Pipelines have engineers. There are all kinds of jobs for engineers on the pipeline and in their corporate office. If you can't find a pipeline company in Houston you don't deserve a job. There are suppliers to those pipelines (material and service providers). They all need people.

Someone like you could potentially work in the Compression Group of a pipeline company where they work with large engines and compressors. There are field compression engineers and those that work at the corp office. Turbine engines, old reciprocating engines, compressors and all the ancillary equipment related to them need technical people to troubleshoot, size, spec, solve running and reliability problems.

You don't have to hide your masters degree. We usually uncover stuff anyhow. Just be honest about what you are looking for. (DO YOU KNOW WHAT YOU WANT TO DO?) One of the reasons we don't spend much time looking at resumes with a Master is the fear that you won't commit to a job that isn't quite fit for someone with a Master. We don't want to waste time and money on someone who will leave after a couple years.
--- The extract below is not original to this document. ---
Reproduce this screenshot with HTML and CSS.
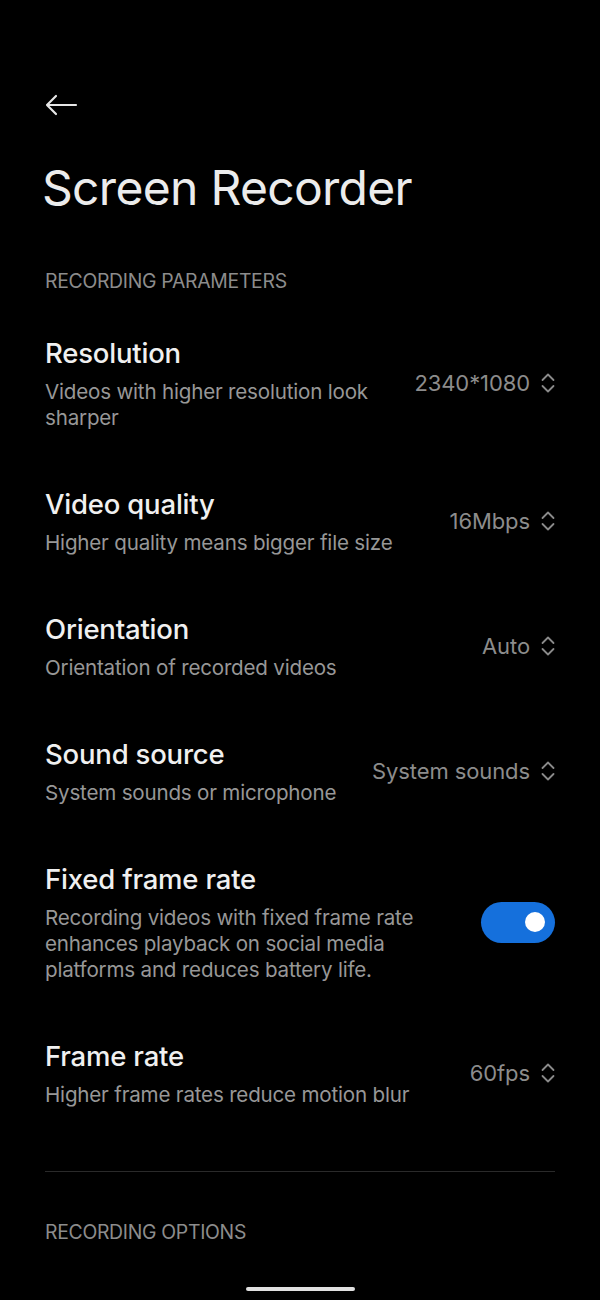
FILE: index.html
```html
<!DOCTYPE html>
<html lang="en">
<head>
<meta charset="utf-8">
<link rel="stylesheet" href="styles.css">
</head>
<body>
<div class="screen">
  <div class="topbar">
    <svg class="back" width="34" height="22" viewBox="0 0 34 22"><path d="M32 11H3M12 2L3 11l9 9" fill="none" stroke="#e6e6e6" stroke-width="2.2" stroke-linecap="round" stroke-linejoin="round"/></svg>
  </div>
  <h1 class="title">Screen Recorder</h1>

  <div class="section-head">RECORDING PARAMETERS</div>

  <div class="row">
    <div class="text">
      <div class="row-title">Resolution</div>
      <div class="row-sub">Videos with higher resolution look sharper</div>
    </div>
    <div class="value">2340*1080 <svg class="chev" width="14" height="22" viewBox="0 0 14 22"><path d="M1.5 8L7 2.5 12.5 8M1.5 14L7 19.5 12.5 14" fill="none" stroke="#8a8a8a" stroke-width="1.8" stroke-linecap="round" stroke-linejoin="round"/></svg></div>
  </div>

  <div class="row">
    <div class="text">
      <div class="row-title">Video quality</div>
      <div class="row-sub">Higher quality means bigger file size</div>
    </div>
    <div class="value">16Mbps <svg class="chev" width="14" height="22" viewBox="0 0 14 22"><path d="M1.5 8L7 2.5 12.5 8M1.5 14L7 19.5 12.5 14" fill="none" stroke="#8a8a8a" stroke-width="1.8" stroke-linecap="round" stroke-linejoin="round"/></svg></div>
  </div>

  <div class="row">
    <div class="text">
      <div class="row-title">Orientation</div>
      <div class="row-sub">Orientation of recorded videos</div>
    </div>
    <div class="value">Auto <svg class="chev" width="14" height="22" viewBox="0 0 14 22"><path d="M1.5 8L7 2.5 12.5 8M1.5 14L7 19.5 12.5 14" fill="none" stroke="#8a8a8a" stroke-width="1.8" stroke-linecap="round" stroke-linejoin="round"/></svg></div>
  </div>

  <div class="row">
    <div class="text">
      <div class="row-title">Sound source</div>
      <div class="row-sub">System sounds or microphone</div>
    </div>
    <div class="value">System sounds <svg class="chev" width="14" height="22" viewBox="0 0 14 22"><path d="M1.5 8L7 2.5 12.5 8M1.5 14L7 19.5 12.5 14" fill="none" stroke="#8a8a8a" stroke-width="1.8" stroke-linecap="round" stroke-linejoin="round"/></svg></div>
  </div>

  <div class="row">
    <div class="text">
      <div class="row-title">Fixed frame rate</div>
      <div class="row-sub">Recording videos with fixed frame rate enhances playback on social media platforms and reduces battery life.</div>
    </div>
    <div class="toggle"><span class="knob"></span></div>
  </div>

  <div class="row">
    <div class="text">
      <div class="row-title">Frame rate</div>
      <div class="row-sub">Higher frame rates reduce motion blur</div>
    </div>
    <div class="value">60fps <svg class="chev" width="14" height="22" viewBox="0 0 14 22"><path d="M1.5 8L7 2.5 12.5 8M1.5 14L7 19.5 12.5 14" fill="none" stroke="#8a8a8a" stroke-width="1.8" stroke-linecap="round" stroke-linejoin="round"/></svg></div>
  </div>

  <div class="divider"></div>

  <div class="section-head second">RECORDING OPTIONS</div>

  <div class="home-bar"></div>
</div>
</body>
</html>
```

FILE: styles.css
```css
html, body {
  margin: 0;
  padding: 0;
  background: #000;
}
body {
  font-family: Inter, Roboto, "Noto Sans", sans-serif;
  color: #ececec;
}
.screen {
  width: 600px;
  height: 1300px;
  box-sizing: border-box;
  padding: 0 45px;
  display: flex;
  flex-direction: column;
  position: relative;
  overflow: hidden;
}
.topbar {
  height: 22px;
  margin-top: 94px;
  display: flex;
  align-items: center;
}
.back {
  display: block;
  margin-left: -1px;
}
.title {
  margin: 42px 0 0 -3px;
  font-size: 48px;
  font-weight: 400;
  line-height: 60px;
  color: #ececec;
  letter-spacing: -0.7px;
}
.section-head {
  margin-top: 51px;
  font-size: 19.4px;
  line-height: 24px;
  color: #8c8c8c;
  letter-spacing: -0.3px;
}
.section-head.second {
  margin-top: 48px;
}
.row {
  display: flex;
  align-items: center;
  justify-content: space-between;
  gap: 20px;
  padding: 27px 0 28px;
}
.section-head + .row {
  padding-top: 42px;
}
.text {
  flex: 1;
  min-width: 0;
}
.row-title {
  font-size: 27.5px;
  font-weight: 500;
  line-height: 36px;
  color: #f0f0f0;
  letter-spacing: -0.2px;
}
.row-sub {
  margin-top: 8px;
  font-size: 20.6px;
  line-height: 26px;
  color: #979797;
  max-width: 400px;
  letter-spacing: -0.2px;
}
.value {
  display: flex;
  align-items: center;
  gap: 11px;
  font-size: 22px;
  color: #8c8c8c;
  white-space: nowrap;
  letter-spacing: -0.1px;
}
.chev {
  display: block;
}
.toggle {
  width: 74px;
  height: 41px;
  border-radius: 21px;
  background: #1570dc;
  display: flex;
  align-items: center;
  justify-content: flex-end;
  padding-right: 10px;
  box-sizing: border-box;
  flex: none;
}
.knob {
  width: 20px;
  height: 20px;
  border-radius: 50%;
  background: #fff;
}
.divider {
  height: 1px;
  background: #2a2a2a;
  margin-top: 35px;
}
.home-bar {
  position: absolute;
  left: 246px;
  top: 1287px;
  width: 109px;
  height: 4px;
  border-radius: 2px;
  background: #e0e0e0;
}
```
To be honest, if you don't have the smarts to find these jobs I mention, you will likely take any job and then find you don't like it or a better one comes open, then you're gone and I just wasted a lot of resource.

Do some research. No, posting on the Pelican OT is not research. Determine what it is you want to do. What jobs can you apply your practical experience? Are those jobs something you want to do for 35 yrs?

I had dreams of working in Detroit with my BSME degree since I loved cars and motorcycles. I wanted to be the next big deal in Detroit. Nope...didn't happen. I now have a good job that pays well, and I can afford to build and create anything I want in my own shop. In Detroit I likely would have been working on a small piece of a large puzzle and making less money.

That business about doing what you love for work? Forget about that. Find a good job that pays well and do what you love on your own time.